== STATED PROBLEM ==
Exactly the lines from the start of the data below through the line that contains "const ROW = ['Disciplina" are to be copied, with pictures left out.

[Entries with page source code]
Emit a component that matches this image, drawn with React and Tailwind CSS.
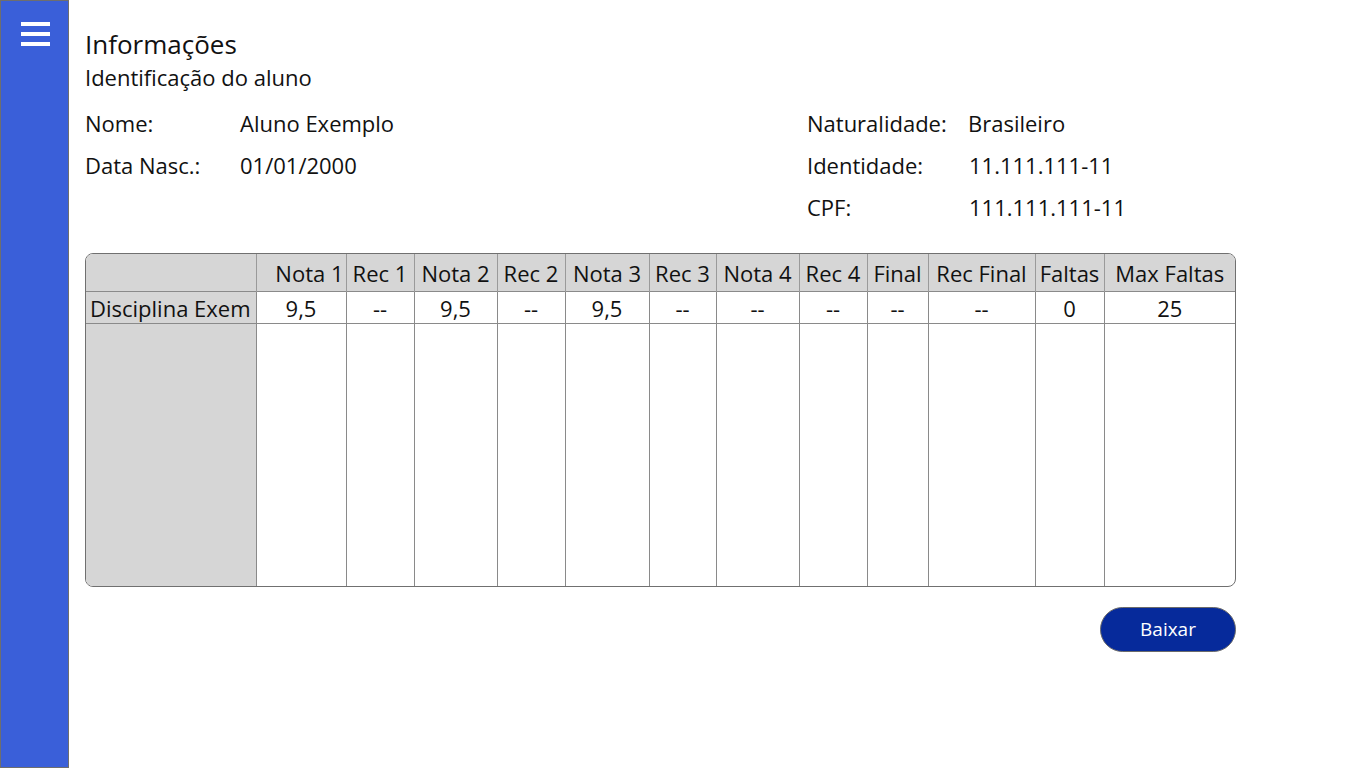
const COLS = [
  { label: '', w: 170, align: 'text-left' },
  { label: 'Nota 1', w: 90, align: 'text-right pr-[2px]' },
  { label: 'Rec 1', w: 68, align: 'text-center' },
  { label: 'Nota 2', w: 83, align: 'text-center' },
  { label: 'Rec 2', w: 68, align: 'text-center' },
  { label: 'Nota 3', w: 84, align: 'text-center' },
  { label: 'Rec 3', w: 67, align: 'text-center' },
  { label: 'Nota 4', w: 83, align: 'text-center' },
  { label: 'Rec 4', w: 68, align: 'text-center' },
  { label: 'Final', w: 61, align: 'text-center' },
  { label: 'Rec Final', w: 107, align: 'text-center' },
  { label: 'Faltas', w: 69, align: 'text-center' },
  { label: 'Max Faltas', w: 131, align: 'text-center' },
];

// first cell is cut to what fits, like the original grid
const ROW = ['Disciplina Exem', '9,5', '--', '9,5', '--', '9,5', '--', '--', '--', '--', '--', '0', '25'];

function Field({ label, value, labelW }) {
  return (
    <div className="flex h-[42px] items-center">
      <span className={`${labelW} shrink-0`}>{label}</span>
      <span>{value}</span>
    </div>
  );
}

export default function App() {
  return (
    <div
      className="flex min-h-screen bg-white text-[#111]"
      style={{ fontFamily: '"Open Sans", "Noto Sans", sans-serif' }}
    >
      <aside className="w-[69px] shrink-0 h-screen border border-[#6e6e6e] bg-[#3a5fd9] pt-[21px]">
        <div className="ml-[20px] flex w-[29px] flex-col gap-[6px]">
          <span className="h-[4px] bg-white" />
          <span className="h-[4px] bg-white" />
          <span className="h-[4px] bg-white" />
        </div>
      </aside>

      <main className="flex-1 pl-[16px] pt-[28px]">
        <h1 className="text-[26px] leading-[32px]">Informações</h1>
        <h2 className="text-[22px] leading-[28px] mt-[3px]">Identificação do aluno</h2>

        <div className="mt-[11px] flex text-[22px]">
          <div className="w-[722px]">
            <Field label="Nome:" value="Aluno Exemplo" labelW="w-[155px]" />
            <Field label="Data Nasc.:" value="01/01/2000" labelW="w-[155px]" />
          </div>
          <div>
            <Field label="Naturalidade:" value="Brasileiro" labelW="w-[161px]" />
            <Field label="Identidade:" value="11.111.111-11" labelW="w-[162px]" />
            <Field label="CPF:" value="111.111.111-11" labelW="w-[162px]" />
          </div>
        </div>

        <div className="mt-[25px] w-[1151px] overflow-hidden rounded-[8px] border border-[#707070]">
          <table className="w-full table-fixed border-collapse text-[22px] leading-[28px]">
            <colgroup>
              {COLS.map((c, i) => (
                <col key={i} style={{ width: c.w }} />
              ))}
            </colgroup>
            <thead>
              <tr className="h-[37px] bg-[#d6d6d6]">
                {COLS.map((c, i) => (
                  <th
                    key={i}
                    className={`border-l border-[#9a9a9a] first:border-l-0 font-normal whitespace-nowrap overflow-hidden pt-[2px] ${c.align}`}
                  >
                    {c.label}
                  </th>
                ))}
              </tr>
            </thead>
            <tbody>
              <tr className="h-[32px]">
                {ROW.map((v, i) => (
                  <td
                    key={i}
                    className={`border-l border-t border-[#8a8a8a] first:border-l-0 whitespace-nowrap overflow-hidden pt-[2px] ${
                      i === 0 ? 'bg-[#d6d6d6] pl-[4px] text-left' : 'text-center'
                    }`}
                  >
                    {v}
                  </td>
                ))}
              </tr>
              <tr className="h-[263px]">
                {COLS.map((c, i) => (
                  <td
                    key={i}
                    className={`border-l border-t border-[#8a8a8a] first:border-l-0 ${i === 0 ? 'bg-[#d6d6d6]' : ''}`}
                  />
                ))}
              </tr>
            </tbody>
          </table>
        </div>

        <div className="mt-[20px] flex w-[1151px] justify-end">
          <button className="h-[45px] w-[136px] rounded-full border border-[#6b6b6b] bg-[#062a9b] text-[19px] text-white">
            Baixar
          </button>
        </div>
      </main>
    </div>
  );
}
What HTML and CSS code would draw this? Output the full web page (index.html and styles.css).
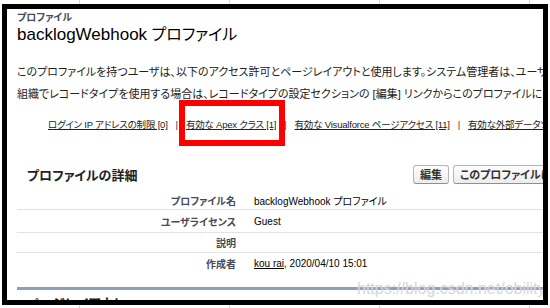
FILE: index.html
```html
<!DOCTYPE html>
<html lang="ja">
<head>
<meta charset="utf-8">
<link rel="stylesheet" href="styles.css">
</head>
<body>
<div class="frame">
  <div class="page">
    <div class="type">プロファイル</div>
    <h1 class="title"><span class="latin">backlogWebhook</span> プロファイル</h1>
    <p class="desc">このプロファイルを持つユーザは、以下のアクセス許可とページレイアウトと使用します。システム管理者は、ユーザの権限を変更できます。</p>
    <p class="desc">組織でレコードタイプを使用する場合は、レコードタイプの設定セクションの [編集] リンクからこのプロファイルに 1 つ以上のレコードタイプを割り当てます。</p>
    <div class="links">
      <a class="lnk">ログイン IP アドレスの制限 [0]</a>
      <span class="sep">|</span>
      <a class="lnk">有効な Apex クラス [1]</a>
      <span class="sep">|</span>
      <a class="lnk">有効な Visualforce ページアクセス [11]</a>
      <span class="sep">|</span>
      <a class="lnk">有効な外部データソースアクセス [0]</a>
    </div>
    <div class="sec-head">
      <h2 class="sec-title">プロファイルの詳細</h2>
      <div class="btns">
        <button class="btn">編集</button>
        <button class="btn">このプロファイルに属するユーザを表示</button>
      </div>
    </div>
    <div class="detail">
      <div class="row r1"><div class="lbl">プロファイル名</div><div class="val">backlogWebhook プロファイル</div></div>
      <div class="row r2"><div class="lbl">ユーザライセンス</div><div class="val">Guest</div></div>
      <div class="row r3"><div class="lbl">説明</div><div class="val"></div></div>
      <div class="row r4"><div class="lbl">作成者</div><div class="val"><a class="ulink">kou rai</a>, 2020/04/10 15:01</div></div>
    </div>
    <div class="sec2">
      <h2 class="sec-title2">ページレイアウト</h2>
    </div>
  </div>
  <div class="redbox"></div>
  <div class="watermark">https://blog.csdn.net/obility</div>
</div>
</body>
</html>
```
FILE: styles.css
```css
html, body {
  margin: 0;
  padding: 0;
}
body {
  width: 550px;
  height: 308px;
  overflow: hidden;
  background-color: #ffffff;
  background-image: repeating-linear-gradient(90deg, transparent 0, transparent 78px, #d6d6d6 78px, #d6d6d6 79px, transparent 79px, transparent 150px);
  background-position: 1px 0;
  font-family: "Liberation Sans", "Noto Sans CJK JP", sans-serif;
  font-feature-settings: "palt";
}
.frame {
  position: relative;
  margin: 4px 2px 0 2px;
  width: 546px;
  height: 301px;
  box-sizing: border-box;
  border: 5px solid #000;
  background: #fff;
  overflow: hidden;
}
.page {
  padding: 3px 0 0 10px;
  white-space: nowrap;
}
.type {
  font-size: 10px;
  line-height: 12px;
  font-weight: bold;
  color: #4a4a56;
}
.title {
  margin: 0;
  font-size: 16px;
  line-height: 22px;
  font-weight: normal;
  color: #000;
}
.title .latin {
  font-size: 17px;
}
.desc {
  margin: 0;
  font-size: 11px;
  line-height: 22px;
  color: #222;
}
.desc:first-of-type {
  margin-top: 15px;
}
.links {
  display: flex;
  gap: 8px;
  margin: 9px 0 0 31px;
  height: 20px;
  align-items: center;
  font-size: 9.5px;
  letter-spacing: -0.2px;
  color: #333;
}
.lnk {
  color: #222;
  text-decoration: underline;
}
.sep {
  color: #333;
}
.sec-head {
  display: flex;
  align-items: center;
  margin-top: 29px;
  height: 22px;
}
.sec-title {
  margin: 0 0 0 10px;
  font-size: 13px;
  font-weight: bold;
  color: #222;
  width: 386px;
  flex-shrink: 0;
}
.btns {
  display: flex;
  gap: 4px;
  flex-shrink: 0;
}
.btn {
  font-family: inherit;
  font-feature-settings: "palt";
  font-size: 11px;
  font-weight: bold;
  color: #333;
  height: 19px;
  padding: 0 6px;
  border: 1px solid #b5b5b5;
  border-bottom-color: #8f8f8f;
  border-radius: 3px;
  background: linear-gradient(#ffffff, #ececec);
  white-space: nowrap;
}
.detail {
  margin: 6px 0 0 0;
  width: 540px;
}
.row {
  display: flex;
  align-items: center;
  border-bottom: 1px solid #e3e3e3;
  font-size: 10px;
}
.r1 { height: 18px; }
.r2 { height: 22px; }
.r3 { height: 19px; }
.r4 { height: 20px; border-bottom: none; }
.lbl {
  width: 219px;
  text-align: right;
  font-weight: bold;
  color: #4a4a56;
}
.val {
  padding-left: 18px;
  color: #000;
}
.ulink {
  color: #000;
  text-decoration: underline;
}
.sec2 {
  margin-top: 14px;
  border-top: 3px solid #8e9dbe;
  width: 540px;
}
.sec-title2 {
  margin: 3px 0 0 10px;
  font-size: 13px;
  font-weight: bold;
  color: #222;
}
.redbox {
  position: absolute;
  left: 172px;
  top: 91px;
  width: 106px;
  height: 46px;
  box-sizing: border-box;
  border: 6px solid #ff0000;
}
.watermark {
  position: absolute;
  left: 350px;
  top: 271px;
  font-family: "Liberation Sans", sans-serif;
  font-size: 16px;
  color: rgba(200, 200, 200, 0.75);
  text-shadow: 0 0 1px rgba(255,255,255,0.8);
  white-space: nowrap;
}
```
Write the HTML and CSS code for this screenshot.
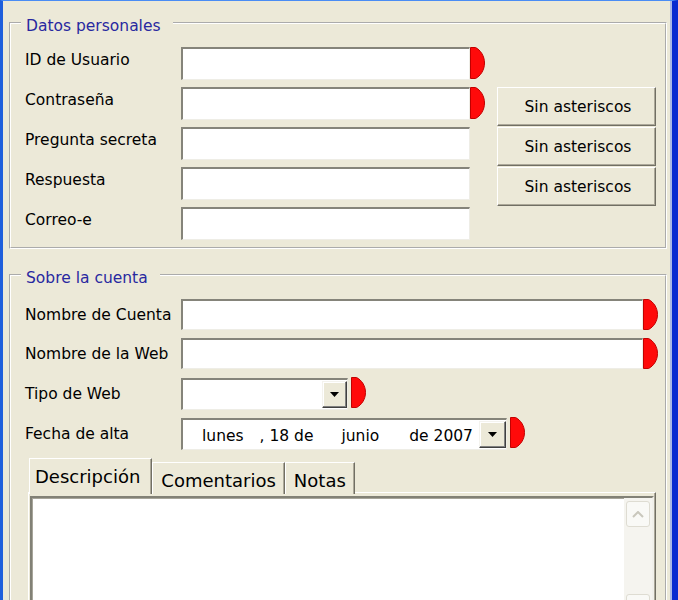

== SOLUTION TO THIS EXERCISE ==
Emit a component that matches this image, drawn with React and Tailwind CSS.
const COLS = [
  { label: '', w: 170, align: 'text-left' },
  { label: 'Nota 1', w: 90, align: 'text-right pr-[2px]' },
  { label: 'Rec 1', w: 68, align: 'text-center' },
  { label: 'Nota 2', w: 83, align: 'text-center' },
  { label: 'Rec 2', w: 68, align: 'text-center' },
  { label: 'Nota 3', w: 84, align: 'text-center' },
  { label: 'Rec 3', w: 67, align: 'text-center' },
  { label: 'Nota 4', w: 83, align: 'text-center' },
  { label: 'Rec 4', w: 68, align: 'text-center' },
  { label: 'Final', w: 61, align: 'text-center' },
  { label: 'Rec Final', w: 107, align: 'text-center' },
  { label: 'Faltas', w: 69, align: 'text-center' },
  { label: 'Max Faltas', w: 131, align: 'text-center' },
];

// first cell is cut to what fits, like the original grid
const ROW = ['Disciplina Exem', '9,5', '--', '9,5', '--', '9,5', '--', '--', '--', '--', '--', '0', '25'];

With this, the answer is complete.